The second one however has no prefix for application. But at least I can have a single subscription to listen on the provided topic as well as send initial message.
If you just want to send a message to the client upon connection, use an appropriate ApplicationListener:
#Component
public class StompConnectedEvent implements ApplicationListener<SessionConnectedEvent> {
private static final Logger log = Logger.getLogger(StompConnectedEvent.class);
#Autowired
private Controller controller;
#Override
public void onApplicationEvent(SessionConnectedEvent event) {
log.debug("Client connected.");
// you can use a controller to send your msg here
}
}
You can't do that on connect, however the #SubscribeMapping does the stuff in that case.
You just need to mark the service method with that annotation and it returns a result to the subscribe function.
From Spring Reference Manual:
An #SubscribeMapping annotation can also be used to map subscription requests to #Controller methods. It is supported on the method level, but can also be combined with a type level #MessageMapping annotation that expresses shared mappings across all message handling methods within the same controller.
By default the return value from an #SubscribeMapping method is sent as a message directly back to the connected client and does not pass through the broker. This is useful for implementing request-reply message interactions; for example, to fetch application data when the application UI is being initialized.

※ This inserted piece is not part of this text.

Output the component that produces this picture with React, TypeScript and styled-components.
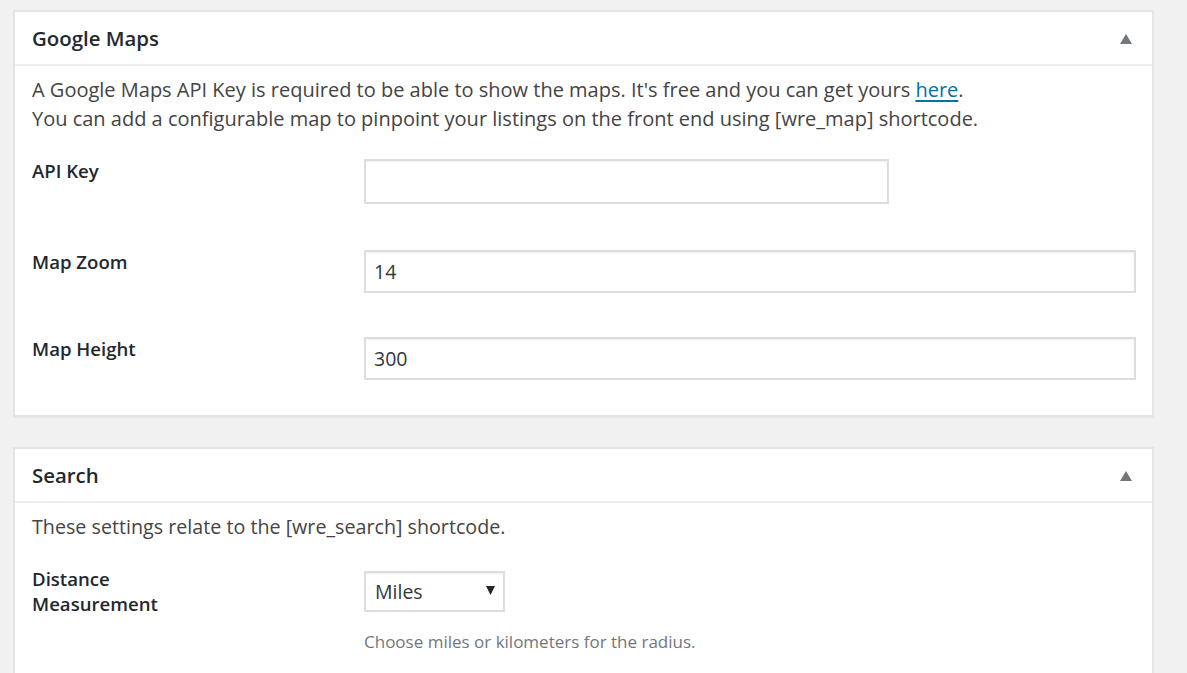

Or alternatively an #SubscribeMapping method can be annotated with #SendTo in which case the resulting message is sent to the "brokerChannel" using the specified target destination.
UPDATE
Referring to this example: https://github.com/revelfire/spring4Test how would that be possible to send anything when the line 24 of the index.html is invoked: stompClient.subscribe('/user/queue/socket/responses' ... from the spring controllers?
Well, look like this:
#SubscribeMapping("/queue/socket/responses")
public List<Employee> list() {
return getEmployees();
}
The Stomp client part remains the same.